Morales’s career as terrorist, drug trafficker, and informant grew ever more complex, as detailed in a mind-bending (and paywalled) Harper’s magazine cover story in January 1982. Morales was shot to death in a MIami bar in December 1982.

President Biden gave the CIA and other federal agencies until December 15 to release JFK files with a proviso they can delay sensitive material related to national security, military intelligence and the foreign policy until December 15, 2022.

3 thoughts on “Redacted JFK Files Show Ricardo ‘Monkey’ Morales Was a Trusted CIA Operative and FBI Informant”

  1. Arnaldo M. Fernandez

    Only in Miami such a bullshit story can be published. There is no clue about The Monkey and Oswald crossing paths from June 1962 to November 1963 anywhere. Apart from the fact that The Monkey could train not even himself because of disfunctional behaviour, he was such a gossiping Cuban exile that he would have told his encounter with Oswald not only to his son, but even to Hispanic TV, as he did in December 1981 by revealing himself as one of the culprits of the 1976 Cuban airplane bombing in Barbados.

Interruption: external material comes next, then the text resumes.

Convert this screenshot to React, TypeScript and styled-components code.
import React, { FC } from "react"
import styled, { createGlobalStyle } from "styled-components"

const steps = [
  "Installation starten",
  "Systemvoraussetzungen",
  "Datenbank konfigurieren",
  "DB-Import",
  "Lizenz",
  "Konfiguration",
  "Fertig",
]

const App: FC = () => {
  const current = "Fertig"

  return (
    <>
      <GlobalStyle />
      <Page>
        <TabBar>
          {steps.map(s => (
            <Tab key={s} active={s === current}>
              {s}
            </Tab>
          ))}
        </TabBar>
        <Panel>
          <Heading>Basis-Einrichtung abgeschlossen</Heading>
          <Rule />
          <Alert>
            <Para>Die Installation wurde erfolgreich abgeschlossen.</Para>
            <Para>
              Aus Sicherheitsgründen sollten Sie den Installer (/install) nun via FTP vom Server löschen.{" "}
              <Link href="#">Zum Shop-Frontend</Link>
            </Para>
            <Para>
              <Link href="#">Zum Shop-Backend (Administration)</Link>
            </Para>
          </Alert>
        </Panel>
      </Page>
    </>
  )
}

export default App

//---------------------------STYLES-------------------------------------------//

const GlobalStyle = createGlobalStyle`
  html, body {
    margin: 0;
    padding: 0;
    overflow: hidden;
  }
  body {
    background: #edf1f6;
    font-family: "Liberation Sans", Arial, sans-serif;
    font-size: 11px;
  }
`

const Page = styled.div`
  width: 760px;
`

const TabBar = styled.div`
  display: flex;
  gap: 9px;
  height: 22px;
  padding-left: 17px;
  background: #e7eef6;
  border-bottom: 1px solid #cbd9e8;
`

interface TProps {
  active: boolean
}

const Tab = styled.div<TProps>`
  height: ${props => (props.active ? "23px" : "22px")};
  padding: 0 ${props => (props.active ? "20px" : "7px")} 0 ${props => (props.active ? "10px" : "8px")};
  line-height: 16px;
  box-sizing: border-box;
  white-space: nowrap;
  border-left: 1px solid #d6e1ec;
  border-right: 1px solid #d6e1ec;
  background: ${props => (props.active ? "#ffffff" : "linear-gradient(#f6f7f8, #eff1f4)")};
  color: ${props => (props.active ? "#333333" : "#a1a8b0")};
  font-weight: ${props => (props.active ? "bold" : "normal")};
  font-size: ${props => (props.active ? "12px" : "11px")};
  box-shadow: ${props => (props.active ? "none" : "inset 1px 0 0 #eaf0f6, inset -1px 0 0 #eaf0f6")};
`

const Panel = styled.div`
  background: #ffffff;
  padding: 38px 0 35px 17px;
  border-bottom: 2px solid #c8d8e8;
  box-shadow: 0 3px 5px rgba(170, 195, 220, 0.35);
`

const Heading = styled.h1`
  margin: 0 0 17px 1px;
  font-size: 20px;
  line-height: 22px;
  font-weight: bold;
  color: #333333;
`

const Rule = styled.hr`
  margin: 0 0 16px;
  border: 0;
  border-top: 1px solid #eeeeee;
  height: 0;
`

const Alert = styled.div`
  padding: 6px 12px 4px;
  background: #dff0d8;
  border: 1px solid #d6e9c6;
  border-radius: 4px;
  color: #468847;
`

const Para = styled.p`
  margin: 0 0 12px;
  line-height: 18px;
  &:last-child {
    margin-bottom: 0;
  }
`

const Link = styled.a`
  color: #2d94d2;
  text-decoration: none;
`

  2. Whenever one sees photos of groups of Cuban exiles holding weapons, one can’t help wonder whether any were part of the abortive assassination operation planned for Chicago 3 weeks before the assassination itself. You read about a sniper team “including Cuban exiles” equipped with high-powered rifles and wonder whether people like “Monkey” Morales were in the would-be hit team and got shifted to Tampa for Nov. 18, then Dallas Nov. 22.

  3. In the immortal words of Chuck Berry, that’s too much monkey business for me.

    If we could find out what who else was at the camp with Morales, we could verify the story possibly if they’re still alive.